How to Get Past Your Past: Forget the Devil’s Playground

Do you remember when you messed up? When you got drunk and went too far? What about the flirtation that went too far? What about saying stupid stuff at the job or Thanksgiving? When you lost your temper? What about your bad behavior generally? What about that abortion? Shoplifting?

We all have regrets.

Biblical theology says that God forgets your past. That may be difficult to believe, but there is in Scripture a doctrine called Judicial Forgetfulness. It is summed up in these words in the context of the New Covenant:

“For I will forgive their wickedness and will remember their sins no more.” (Hebrews 8:12; cf. Jeremiah 31:34)

God is omniscient, so he doesn’t literally forget, but he expunges your past judicially; the past is gone, wiped clean. If you have repented of your past, God never throws it in your face again. If you still have regrets about it, you are not listening to Scripture. Instead, you wandered into the devil’s playground.

We need to have confidence the next time accusers bring up our nation’s past. One on one, we can tell the accuser that national leaders like Reagan have already apologized for national sins. Imposing guilt and a demand for an apology on individual citizens like you and me is unreasonable. Instead, we’ll study history, but we won’t be guilt-tripped by it anymore.

In your personal life, you can inform the accuser that you have repented of your own sins, and Scripture assures you that God has forgiven you and judicially forgets your past. In your own soul you understand that you no longer play in the devil’s playground. Now you have confidence in God’s love. Remind the accusers of the gospel of love and forgiveness.

But what if the accusers claim that the past is still impacting the present?

The answer is always the same: the accusers need to move past the past and get injected with forgiveness and gratitude for a great nation today, two virtues that are the opposite of bitterness and unforgiveness. The answer is always that the good news of the gospel of Divine Judicial Forgetfulness — or simply the gospel of grace — releases all of us from the past. We no longer have to feel an ill-defined guilt that hovers over our head like a dark cloud.

How does this post help me grow in my knowledge and relationship with God?

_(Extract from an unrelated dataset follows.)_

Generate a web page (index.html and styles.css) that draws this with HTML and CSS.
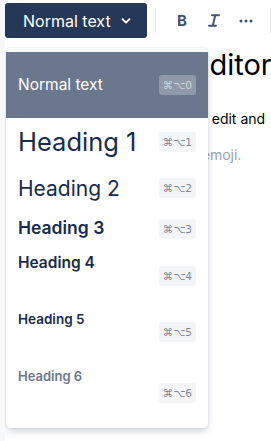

If you cannot seem to forget your past, then you have a condemned heart. But here is what 1 John 3:19-24 says:

19 This is how we know that we belong to the truth and how we set our hearts at rest in his presence: 20 If our hearts condemn us, we know that God is greater than our hearts, and he knows everything. 21 Dear friends, if our hearts do not condemn us, we have confidence before God and receive from him anything we ask, because we keep his commands and do what pleases him. 23 And this is his command: to believe in the name of his Son, Jesus Christ, and to love one another as he commanded us. 24 The one who keeps God’s commands lives in him, and he in them. And this is how we know that he lives in us: We know it by the Spirit he gave us.

To get rid of your condemned heart, all you have to do is believe in Jesus and love others–but only by his grace! And you have the Spirit living in you, so you are acceptable to God–he accepts you!

Heb. 9:14 says the blood of Christ cleanses our conscience:

How much more, then, will the blood of Christ, who through the eternal Spirit offered himself unblemished to God, cleanse our consciences from acts that lead to death, so that we may serve the living God!

And Heb. 10:22 says our hearts have been sprinkled with by the High Priest (Jesus), so we can draw near to God.

Let us draw near to God with a sincere heart and with the full assurance that faith brings, having our hearts sprinkled to cleanse us from a guilty conscience

As the old saying goes, the next time the devil reminds you of your past, remind him of his future doom and hell (Matthew 25:41).

Personally, leave the devil’s playground behind. Leave the past behind. Leave the regrets behind.